Your estimates are low because the savings are based on kilowatt usage. Large users save more.
So if you could get 12 months electricity for 11 month’s cost, you would say naw? Smart.
Ed P says
Ps. That pesky 3rd party you referenced is call competition.
Denali says
Neither the state website nor the sites of the several brokers mentioned any discounts for large volume users so I must assume there are none. In that case the savings percentage remains the same. (I do not believe this to be true but lacking any documentation must make the assumption.)
A typical consumer using 1,000 kW per month would pay $110 per month just for their service. If they deferred all of their $5 per month savings until the 12th month they would still have a $5o bill. No free 12th month.
And let us not forget that there is still a charge from Eversource for the privilege of using their lines, equipment and manpower to get that electricity to your home.
In reviewing several of the electric service brokers they appear to be very much akin to the phone, cable and streaming service providers. Only these folks have all sorts of conditions with penalties for early termination. Provide a low introductory rate for some period of time and then raise rates. Granted this is all perfectly legal but it is morally corrupt. There does not appear to be any way to play the system ala Sirius XM.
As has been said in countless situations; “The juice is not worth the squeeze”.
Regardless, this discussion is moot as FPL, Duke and whoever else are so intertwined with the legislature in Florida that a system like this would never be approved.
Ed P says
Denali,
I spent 35 years living and running multiple businesses in Connecticut.

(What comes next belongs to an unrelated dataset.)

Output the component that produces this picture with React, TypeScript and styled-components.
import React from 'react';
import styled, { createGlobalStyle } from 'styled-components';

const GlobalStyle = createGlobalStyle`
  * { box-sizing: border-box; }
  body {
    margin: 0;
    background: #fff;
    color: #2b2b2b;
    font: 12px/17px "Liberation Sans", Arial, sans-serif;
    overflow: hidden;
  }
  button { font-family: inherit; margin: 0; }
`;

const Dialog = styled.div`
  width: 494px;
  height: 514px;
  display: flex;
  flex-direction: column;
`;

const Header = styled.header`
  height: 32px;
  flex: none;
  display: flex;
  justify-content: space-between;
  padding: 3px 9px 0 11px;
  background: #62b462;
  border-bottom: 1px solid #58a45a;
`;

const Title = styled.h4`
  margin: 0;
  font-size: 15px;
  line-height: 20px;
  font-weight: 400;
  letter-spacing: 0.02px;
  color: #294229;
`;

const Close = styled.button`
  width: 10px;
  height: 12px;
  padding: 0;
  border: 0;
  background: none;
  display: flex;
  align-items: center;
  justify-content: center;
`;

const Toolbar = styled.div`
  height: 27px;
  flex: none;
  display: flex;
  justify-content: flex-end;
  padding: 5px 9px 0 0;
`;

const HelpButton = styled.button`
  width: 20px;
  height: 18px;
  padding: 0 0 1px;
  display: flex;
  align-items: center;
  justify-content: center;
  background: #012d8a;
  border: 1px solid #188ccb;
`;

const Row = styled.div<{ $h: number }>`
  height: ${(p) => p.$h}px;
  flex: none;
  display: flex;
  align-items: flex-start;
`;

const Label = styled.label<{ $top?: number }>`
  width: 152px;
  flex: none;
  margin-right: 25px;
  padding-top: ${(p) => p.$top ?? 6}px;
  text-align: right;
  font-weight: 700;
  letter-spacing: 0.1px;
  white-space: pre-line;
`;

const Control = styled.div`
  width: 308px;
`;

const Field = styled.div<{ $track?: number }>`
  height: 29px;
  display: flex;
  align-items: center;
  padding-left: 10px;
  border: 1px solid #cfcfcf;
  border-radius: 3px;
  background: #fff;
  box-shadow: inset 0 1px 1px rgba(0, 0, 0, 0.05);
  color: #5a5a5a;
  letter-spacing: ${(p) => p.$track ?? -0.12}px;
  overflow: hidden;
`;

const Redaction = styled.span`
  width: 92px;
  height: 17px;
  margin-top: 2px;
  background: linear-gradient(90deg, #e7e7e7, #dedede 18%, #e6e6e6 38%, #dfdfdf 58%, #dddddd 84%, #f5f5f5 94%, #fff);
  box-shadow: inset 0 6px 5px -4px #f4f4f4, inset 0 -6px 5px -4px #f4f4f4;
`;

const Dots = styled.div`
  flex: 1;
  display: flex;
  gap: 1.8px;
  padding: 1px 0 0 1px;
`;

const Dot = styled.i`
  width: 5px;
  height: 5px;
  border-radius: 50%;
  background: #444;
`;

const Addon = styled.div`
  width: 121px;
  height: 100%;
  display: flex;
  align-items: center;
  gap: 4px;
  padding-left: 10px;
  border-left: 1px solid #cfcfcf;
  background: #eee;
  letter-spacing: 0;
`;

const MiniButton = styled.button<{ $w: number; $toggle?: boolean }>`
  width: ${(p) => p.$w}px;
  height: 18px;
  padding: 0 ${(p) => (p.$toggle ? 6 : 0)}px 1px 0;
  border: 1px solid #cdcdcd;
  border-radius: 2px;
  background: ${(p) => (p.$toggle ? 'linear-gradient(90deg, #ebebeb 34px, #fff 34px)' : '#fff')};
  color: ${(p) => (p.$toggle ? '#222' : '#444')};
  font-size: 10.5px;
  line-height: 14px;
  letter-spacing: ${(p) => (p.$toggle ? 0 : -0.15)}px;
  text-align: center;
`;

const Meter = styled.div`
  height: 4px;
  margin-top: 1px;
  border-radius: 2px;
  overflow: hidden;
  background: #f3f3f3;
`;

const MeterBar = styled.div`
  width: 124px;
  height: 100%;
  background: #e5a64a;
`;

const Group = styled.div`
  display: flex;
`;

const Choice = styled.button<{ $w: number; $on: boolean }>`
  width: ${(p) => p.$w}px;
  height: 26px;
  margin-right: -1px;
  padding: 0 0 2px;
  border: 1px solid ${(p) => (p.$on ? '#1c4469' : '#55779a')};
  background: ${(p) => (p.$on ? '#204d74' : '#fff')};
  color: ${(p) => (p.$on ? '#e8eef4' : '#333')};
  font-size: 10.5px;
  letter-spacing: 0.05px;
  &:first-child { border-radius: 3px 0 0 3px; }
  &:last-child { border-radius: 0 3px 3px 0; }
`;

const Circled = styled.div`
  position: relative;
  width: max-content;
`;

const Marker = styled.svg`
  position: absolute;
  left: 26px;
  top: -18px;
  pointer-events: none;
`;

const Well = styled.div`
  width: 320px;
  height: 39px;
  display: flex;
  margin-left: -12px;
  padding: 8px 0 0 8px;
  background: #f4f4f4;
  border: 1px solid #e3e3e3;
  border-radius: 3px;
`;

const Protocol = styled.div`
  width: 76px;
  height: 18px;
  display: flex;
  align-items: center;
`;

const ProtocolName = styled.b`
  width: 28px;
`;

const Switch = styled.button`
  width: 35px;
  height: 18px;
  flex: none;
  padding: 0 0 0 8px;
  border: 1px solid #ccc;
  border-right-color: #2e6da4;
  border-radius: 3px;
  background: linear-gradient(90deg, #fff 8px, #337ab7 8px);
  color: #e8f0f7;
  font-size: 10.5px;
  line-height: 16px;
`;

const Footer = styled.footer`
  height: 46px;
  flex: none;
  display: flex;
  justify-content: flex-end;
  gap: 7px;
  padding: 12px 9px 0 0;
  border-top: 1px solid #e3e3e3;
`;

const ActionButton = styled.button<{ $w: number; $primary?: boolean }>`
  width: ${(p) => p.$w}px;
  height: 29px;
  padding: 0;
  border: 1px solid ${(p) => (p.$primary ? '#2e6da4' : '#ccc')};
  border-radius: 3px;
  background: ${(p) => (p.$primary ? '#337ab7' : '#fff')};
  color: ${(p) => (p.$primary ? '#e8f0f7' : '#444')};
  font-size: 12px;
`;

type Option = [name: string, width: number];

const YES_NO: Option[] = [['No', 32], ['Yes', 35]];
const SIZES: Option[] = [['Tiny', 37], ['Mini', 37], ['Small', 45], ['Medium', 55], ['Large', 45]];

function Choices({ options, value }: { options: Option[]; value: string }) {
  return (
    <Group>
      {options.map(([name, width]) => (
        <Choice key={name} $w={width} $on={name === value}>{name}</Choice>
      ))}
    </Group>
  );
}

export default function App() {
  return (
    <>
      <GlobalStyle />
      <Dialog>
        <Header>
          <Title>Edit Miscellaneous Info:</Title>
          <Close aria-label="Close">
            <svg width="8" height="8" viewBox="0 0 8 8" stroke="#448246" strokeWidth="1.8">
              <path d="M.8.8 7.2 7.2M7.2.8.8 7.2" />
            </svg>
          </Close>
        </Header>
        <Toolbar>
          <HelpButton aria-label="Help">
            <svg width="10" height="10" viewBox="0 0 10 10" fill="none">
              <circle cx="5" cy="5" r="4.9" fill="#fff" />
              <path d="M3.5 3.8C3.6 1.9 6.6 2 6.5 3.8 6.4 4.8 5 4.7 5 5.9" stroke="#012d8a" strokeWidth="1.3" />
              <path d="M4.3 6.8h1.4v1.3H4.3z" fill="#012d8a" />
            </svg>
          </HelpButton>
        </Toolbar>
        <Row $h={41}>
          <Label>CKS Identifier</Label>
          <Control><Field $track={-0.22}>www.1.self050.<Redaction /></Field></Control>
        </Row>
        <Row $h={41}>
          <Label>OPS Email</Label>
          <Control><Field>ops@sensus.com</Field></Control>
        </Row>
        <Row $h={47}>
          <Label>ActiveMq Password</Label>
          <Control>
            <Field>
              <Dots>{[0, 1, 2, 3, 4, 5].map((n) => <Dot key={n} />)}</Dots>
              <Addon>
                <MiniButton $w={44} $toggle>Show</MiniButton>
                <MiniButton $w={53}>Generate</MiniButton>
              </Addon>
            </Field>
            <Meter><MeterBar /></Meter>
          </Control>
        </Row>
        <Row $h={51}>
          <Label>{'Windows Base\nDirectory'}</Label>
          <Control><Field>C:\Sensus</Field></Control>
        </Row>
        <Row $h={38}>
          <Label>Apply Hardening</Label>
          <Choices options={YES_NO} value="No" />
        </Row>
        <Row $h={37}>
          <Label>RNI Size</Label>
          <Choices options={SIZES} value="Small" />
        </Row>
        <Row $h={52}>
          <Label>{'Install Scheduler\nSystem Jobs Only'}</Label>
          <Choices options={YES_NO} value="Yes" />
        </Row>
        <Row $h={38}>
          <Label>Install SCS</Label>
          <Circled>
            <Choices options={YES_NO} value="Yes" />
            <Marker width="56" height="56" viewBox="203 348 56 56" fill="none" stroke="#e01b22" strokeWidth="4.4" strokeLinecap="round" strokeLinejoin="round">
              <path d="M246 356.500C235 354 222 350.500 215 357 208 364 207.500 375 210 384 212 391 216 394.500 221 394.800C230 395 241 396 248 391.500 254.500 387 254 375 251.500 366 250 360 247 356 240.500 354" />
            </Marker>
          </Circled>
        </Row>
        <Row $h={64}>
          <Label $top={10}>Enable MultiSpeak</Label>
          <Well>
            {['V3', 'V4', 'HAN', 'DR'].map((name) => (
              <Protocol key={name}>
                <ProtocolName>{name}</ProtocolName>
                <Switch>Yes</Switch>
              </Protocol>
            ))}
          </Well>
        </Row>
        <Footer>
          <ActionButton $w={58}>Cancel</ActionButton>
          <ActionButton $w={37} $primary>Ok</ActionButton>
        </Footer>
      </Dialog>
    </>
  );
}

I assure you savings are greater than you estimate. And, all users can participate. Even commercial customers who already were afforded lower discounted rates due to high volume….minuscule discount.

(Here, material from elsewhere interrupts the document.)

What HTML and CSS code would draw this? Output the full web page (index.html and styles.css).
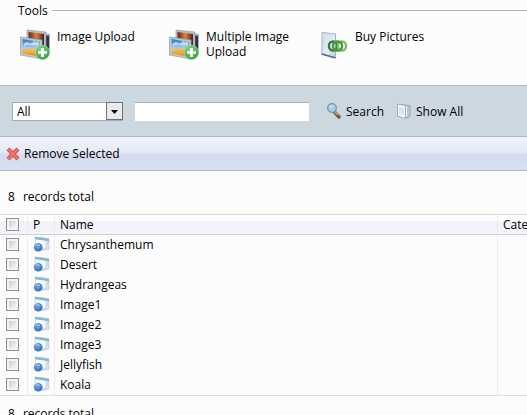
FILE: index.html
```html
<!DOCTYPE html>
<html lang="en">
<head>
<meta charset="utf-8">
<title>Pictures</title>
<link rel="stylesheet" href="styles.css">
</head>
<body>
<svg class="defs" aria-hidden="true">
  <defs>
    <linearGradient id="sky" x1="0" y1="0" x2="0" y2="1"><stop offset="0" stop-color="#2f78c4"/><stop offset=".5" stop-color="#a7cdee"/><stop offset=".62" stop-color="#f6b840"/><stop offset="1" stop-color="#e58a12"/></linearGradient>
    <linearGradient id="dusk" x1="0" y1="0" x2="1" y2="0"><stop offset="0" stop-color="#5c2013"/><stop offset=".5" stop-color="#e08338"/><stop offset="1" stop-color="#4c2019"/></linearGradient>
    <radialGradient id="plus" cx=".4" cy=".3" r=".8"><stop offset="0" stop-color="#8bd685"/><stop offset="1" stop-color="#2c9638"/></radialGradient>
    <linearGradient id="glass" x1="0" y1="0" x2="1" y2="1"><stop offset="0" stop-color="#cfdceb"/><stop offset=".6" stop-color="#e4edf5"/><stop offset="1" stop-color="#b9cadc"/></linearGradient>
    <radialGradient id="ball" cx=".4" cy=".3" r=".8"><stop offset="0" stop-color="#7dacea"/><stop offset="1" stop-color="#2862b4"/></radialGradient>
    <symbol id="photos" viewBox="0 0 32 32">
      <path d="M13 3 30 5V25L13 22Z" fill="#a9b2bd"/>
      <path d="M24 6 29 7V23L24 21Z" fill="#27344d"/>
      <path d="M7 1 26 3V24L7 22Z" fill="#b4bbc3" stroke="#8d98a5" stroke-width=".6"/>
      <path d="M8.500 3 24 5V19L9 17Z" fill="url(#dusk)"/>
      <path d="M.5 8 22 11V30L.5 26Z" fill="#bdc9d5" stroke="#8b9cad" stroke-width=".7"/>
      <path d="M2.500 10 20 13V28L2.500 24.500Z" fill="url(#sky)"/>
      <path d="M4 15q3-3 5-1t5-2q2 2 5 1v3q-4 1-8 0t-7 1Z" fill="#fff" opacity=".6"/>
      <circle cx="22.500" cy="23.500" r="7.200" fill="url(#plus)" stroke="#b9dfb2" stroke-width=".7"/>
      <path d="M22.500 19v9M18 23.500h9" stroke="#fff" stroke-width="2.700"/>
    </symbol>
    <symbol id="buy" viewBox="0 0 32 32">
      <path d="M4 3.500 17.500 5V28.500L4 24.500Z" fill="url(#glass)" stroke="#9fb2c6"/>
      <path d="M3.500 25 17.500 29" stroke="#5d6f82" stroke-width="1.500"/>
      <g fill="none" stroke-width="2.400">
        <rect x="11" y="12.500" width="8" height="9" rx="4" stroke="#397a37"/>
        <rect x="20" y="12.500" width="8" height="9" rx="4" stroke="#78c162"/>
        <rect x="15" y="12.500" width="9" height="9" rx="4" stroke="#469b3c"/>
      </g>
    </symbol>
    <symbol id="record" viewBox="0 0 16 16">
      <path d="M5.500 1.500 15.500 3.500V13L9 14.500 4 9Z" fill="#d3e2ef" stroke="#b3c6d6" stroke-width=".6"/>
      <path d="M1.500 1 12.500 2.500V12.500L8 13 2 8Z" fill="#f4f9fc" stroke="#b9cbd8" stroke-width=".7"/>
      <path d="M1.500.8 15.500 2.600V5.200L1.500 3.200Z" fill="#86bccb"/>
      <circle cx="4.700" cy="11.200" r="4.300" fill="url(#ball)"/>
      <path d="M2 9q2-2 5 0-1 1-2 1t-3-1Z" fill="#a7c9f1" opacity=".7"/>
    </symbol>
  </defs>
</svg>

<fieldset class="tools">
  <legend>Tools</legend>
  <div class="tool-list">
    <button class="tool" type="button"><svg class="tool-icon" aria-hidden="true"><use href="#photos"/></svg><span>Image Upload</span></button>
    <button class="tool" type="button"><svg class="tool-icon" aria-hidden="true"><use href="#photos"/></svg><span>Multiple Image Upload</span></button>
    <button class="tool" type="button"><svg class="tool-icon" aria-hidden="true"><use href="#buy"/></svg><span>Buy Pictures</span></button>
  </div>
</fieldset>

<form class="search">
  <span class="picker">
    <select aria-label="Filter"><option>All</option></select>
    <svg class="arrow" viewBox="0 0 17 18" aria-hidden="true"><rect x=".5" y=".5" width="16" height="17" fill="#e9ebee" stroke="#6e7277"/><path d="M5 8h7L8.500 12Z" fill="#000"/></svg>
  </span>
  <input class="query" type="text" aria-label="Search text">
  <button class="action" type="button">
    <svg class="icon" viewBox="0 0 16 16" aria-hidden="true"><path d="M8.500 9 13 14" stroke="#755640" stroke-width="3.400" stroke-linecap="round"/><path d="M8.500 8.500 12 12" stroke="#c89b66" stroke-width="1.800"/><circle cx="6" cy="5" r="4.300" fill="#a7d1ea" stroke="#7590a7" stroke-width="1.300"/><path d="M3.500 5q1-3 4-2.500-2 .5-4 2.500Z" fill="#fff"/></svg>
    <span>Search</span>
  </button>
  <button class="action" type="button">
    <svg class="icon" viewBox="0 0 16 16" aria-hidden="true"><path d="M5 2 14 3V13L11 15Z" fill="#dce6ea" stroke="#84939c" stroke-width=".8"/><path d="M3 1.500 12 2.500V14L10 15Z" fill="#e9f1f4" stroke="#84939c" stroke-width=".8"/><path d="M1.500 1 9.500 2.500V15.500L1.500 13Z" fill="#f1f7f9" stroke="#8f9fa9" stroke-width=".8"/><path d="M3 4 8 5V12L3 11Z" fill="#d5e4ea"/></svg>
    <span>Show All</span>
  </button>
</form>

<div class="toolbar">
  <button class="action" type="button">
    <svg class="remove-icon" viewBox="0 0 14 14" aria-hidden="true"><path d="M2 2 12 12M12 2 2 12" stroke="#cf4b4b" stroke-width="4"/><path d="M2 2 12 12M12 2 2 12" stroke="#f4716c" stroke-width="2.400"/></svg>
    <span>Remove Selected</span>
  </button>
</div>

<main>
  <p class="total"><span>8</span><span>records total</span></p>
  <table class="records">
    <colgroup><col class="col-check"><col class="col-icon"><col><col class="col-category"></colgroup>
    <thead>
      <tr><th><input type="checkbox" aria-label="Select all"></th><th>P</th><th>Name</th><th>Category</th></tr>
    </thead>
    <tbody>
      <tr><td><input type="checkbox" aria-label="Select Chrysanthemum"></td><td><svg class="record-icon" aria-hidden="true"><use href="#record"/></svg></td><td>Chrysanthemum</td><td></td></tr>
      <tr><td><input type="checkbox" aria-label="Select Desert"></td><td><svg class="record-icon" aria-hidden="true"><use href="#record"/></svg></td><td>Desert</td><td></td></tr>
      <tr><td><input type="checkbox" aria-label="Select Hydrangeas"></td><td><svg class="record-icon" aria-hidden="true"><use href="#record"/></svg></td><td>Hydrangeas</td><td></td></tr>
      <tr><td><input type="checkbox" aria-label="Select Image1"></td><td><svg class="record-icon" aria-hidden="true"><use href="#record"/></svg></td><td>Image1</td><td></td></tr>
      <tr><td><input type="checkbox" aria-label="Select Image2"></td><td><svg class="record-icon" aria-hidden="true"><use href="#record"/></svg></td><td>Image2</td><td></td></tr>
      <tr><td><input type="checkbox" aria-label="Select Image3"></td><td><svg class="record-icon" aria-hidden="true"><use href="#record"/></svg></td><td>Image3</td><td></td></tr>
      <tr><td><input type="checkbox" aria-label="Select Jellyfish"></td><td><svg class="record-icon" aria-hidden="true"><use href="#record"/></svg></td><td>Jellyfish</td><td></td></tr>
      <tr><td><input type="checkbox" aria-label="Select Koala"></td><td><svg class="record-icon" aria-hidden="true"><use href="#record"/></svg></td><td>Koala</td><td></td></tr>
    </tbody>
  </table>
  <p class="total total-bottom"><span>8</span><span>records total</span></p>
</main>
</body>
</html>
```
FILE: styles.css
```css
* {
  box-sizing: border-box;
}

html {
  scrollbar-width: none;
}

body {
  margin: 0;
  background: #fcfcfc;
  color: #000;
  font: 12px/15px "Segoe UI", "Open Sans", "Noto Sans", sans-serif;
}

button,
input,
select {
  margin: 0;
  color: inherit;
  font: inherit;
}

button {
  padding: 0;
  border: 0;
  background: none;
  text-align: left;
}

svg {
  display: block;
  flex: none;
}

.defs {
  position: absolute;
  width: 0;
  height: 0;
}

.tools {
  min-width: 0;
  margin: 0;
  padding: 3px 0 0 12px;
  border: 0;
}

.tools legend {
  display: flex;
  align-items: center;
  gap: 4px;
  width: 100%;
  padding: 3px 0 0 6px;
}

.tools legend::after {
  content: "";
  flex: 1;
  border-top: 1px solid #b3b7bd;
}

.tool-list {
  display: flex;
  min-height: 64px;
  padding: 8px 0 0 8px;
}

.tool {
  display: flex;
  align-items: flex-start;
  gap: 5px;
  width: 149px;
  padding-right: 10px;
}

.tool-icon {
  width: 32px;
  height: 32px;
}

.search {
  display: flex;
  align-items: center;
  height: 52px;
  padding-left: 12px;
  border: solid #aeb8c2;
  border-width: 1px 0;
  background: #ccd7e0;
}

.picker {
  display: grid;
  align-items: center;
  width: 111px;
  margin-right: 12px;
}

.picker > * {
  grid-area: 1 / 1;
}

.picker select {
  appearance: none;
  width: 100%;
  height: 19px;
  padding: 0 4px;
  border: 1px solid #a5adb4;
  border-radius: 0;
  background: #fff;
  line-height: 17px;
}

.arrow {
  justify-self: end;
  width: 17px;
  height: 18px;
  pointer-events: none;
}

.query {
  width: 174px;
  height: 19px;
  margin-right: 17px;
  padding: 0 4px;
  border: 0;
  border-top: 1px solid #aab1b8;
  background: #fff;
}

.action {
  display: flex;
  align-items: center;
  gap: 4px;
  margin-right: 12px;
  white-space: nowrap;
}

.icon {
  width: 16px;
  height: 16px;
}

.remove-icon {
  width: 14px;
  height: 14px;
}

.toolbar {
  display: flex;
  align-items: center;
  height: 34px;
  padding-left: 6px;
  border-bottom: 1px solid #b4bac8;
  background: linear-gradient(#f2f4fc, #e6eaf7 45%, #d5dbed 55%, #dae0f4);
}

.total {
  display: flex;
  gap: 8px;
  margin: 0;
  padding: 18px 0 10px 8px;
}

.total-bottom {
  padding-top: 10px;
}

.records {
  width: 100%;
  table-layout: fixed;
  border-collapse: separate;
  border-spacing: 0;
}

.col-check {
  width: 28px;
}

.col-icon {
  width: 27px;
}

.col-category {
  width: 29px;
}

.records th,
.records td {
  height: 20px;
  padding: 0 0 0 5px;
  border-right: 1px solid #ececf0;
  font-weight: normal;
  text-align: left;
  vertical-align: middle;
  white-space: nowrap;
  overflow: hidden;
}

.records td {
  padding-bottom: 2px;
}

.records th {
  height: 21px;
  border-top: 1px solid #d4d4d4;
  border-bottom: 1px solid #cfcfcf;
  background: linear-gradient(#fff 30%, #f2f0fb 35%, #f5f5fa);
}

.records th:last-child,
.records td:last-child {
  border-right: 0;
}

.records tbody tr:last-child td {
  height: 21px;
  border-bottom: 1px solid #e0e0e0;
}

.records input {
  display: block;
  appearance: none;
  width: 13px;
  height: 13px;
  margin-left: 1px;
  border: 1px solid #8e8f8f;
  background: linear-gradient(135deg, #c9cdd1, #f8f8f8) content-box, #f4f4f4;
  padding: 2px;
}

.record-icon {
  width: 17px;
  height: 16px;
}
```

During some , 6 month to 1 year contract periods I was able to save at times as much as 1 penny per kilowatt, approximately 10% by “working” the system and paying attention to rates that adjusted seasonally.
I am a bit surprised that you poo poo a $23 million dollar savings for users.
Ps you also over looked that consumers could choose “green” energy choices and actually pay a bit more to save the environment. They could put their money where their mouths are.
TR says
LOL give me a break. You think that if we had a Democratic State of Florida, rates for services wouldn’t go up? We had a Democratic administration the last 4 years in this country and look at the rates of everything that went up. Take a look at California as a Democratic state and tell me they are better off then we are in Florida? I have an idea, you could always pack and move to California and have your Democratic state. You can live with the a lot of the Democrats with the same attitude.
Tony Mack says
From the Institute on Tax Policy and Economic Policy:
Key Findings
For families of modest means, California is not a high-tax state. California taxes are close to the national average for families in the bottom 80 percent of the income scale. For the bottom 40 percent of families, California taxes are lower than states like Florida and Texas.
The highest earners usually pay higher taxes in California than elsewhere. But rich Californians’ tax rates are not much different from the tax rates that low-income families in many states have long been accustomed to paying. Sixteen states tax their poorest residents at rates higher than what California applies to its richest. Florida, Tennessee, and Texas are among those 16 states.
California’s tax system is relatively flat overall, whereas most states have highly regressive taxes that ask less of the rich than of anyone else. California’s choice to have a less regressive system largely explains why California collects more tax revenue per capita than other states without especially high tax rates for low- and middle-income families.
oldtimer says
will this increase guarantee that my lights will stop flickering every time the wind gusts over 30mph?
Denali says
I am sure you have called FPL’s customer assistance folks to investigate the problem. I am equally sure that you are aware that flickering lights should not be ignored. The most common causes are loose connections or open neutrals; grounding conductors, not grounded conductors. Both of which are know to be fire hazards.
DaleL says
According to the story: “When factoring in other expenses such as power-plant fuel, FPL said the proposal would lead to customer bills increasing at an average annual rate of about 2.5 percent from January 2025 through 2029.”
Inflation was 4.1 percent in 2023 and about 3 percent in 2024. A 2.5 percent rate increase per year, which is less than the recent inflation rate, seems quite reasonable.
Crystal Lang says
I want to believe the old saying that WHAT GOES UP MUST COME DOWN. Absolutely NO increase is quite reasonable.
Endless dark money says
Haha got conned again by the republiCONs. MAGA doesn’t understand economics that’s woke let’s start a trade war!! Enjoy trumpflation caused by some of worlds richest people. Ahhh greed. The only thing merica is number 1 in. Greed. usa is a dumpster fire. Hopefully England or China will take the global lead from here cause our convict leader is an embarrassment to humans and only garbage and hate comes out of that orange mouth. But people collectively voted to tear this thing down and destroy it from the inside. Let’s watch it burn!!
Stop The Insanity says
Someone has to pay for those data centers that will be popping up all over.
Pogo says
@FWIW
As stated
https://www.google.com/search?q=fpl+private+club+tallahassee
Back to the future
https://www.google.com/search?q=enron
“When I was younger, I could remember anything, whether it had happened or not; but my faculties are decaying now and soon I shall be so I cannot remember any but the things that never happened. It is sad to go to pieces like this but we all have to do it.”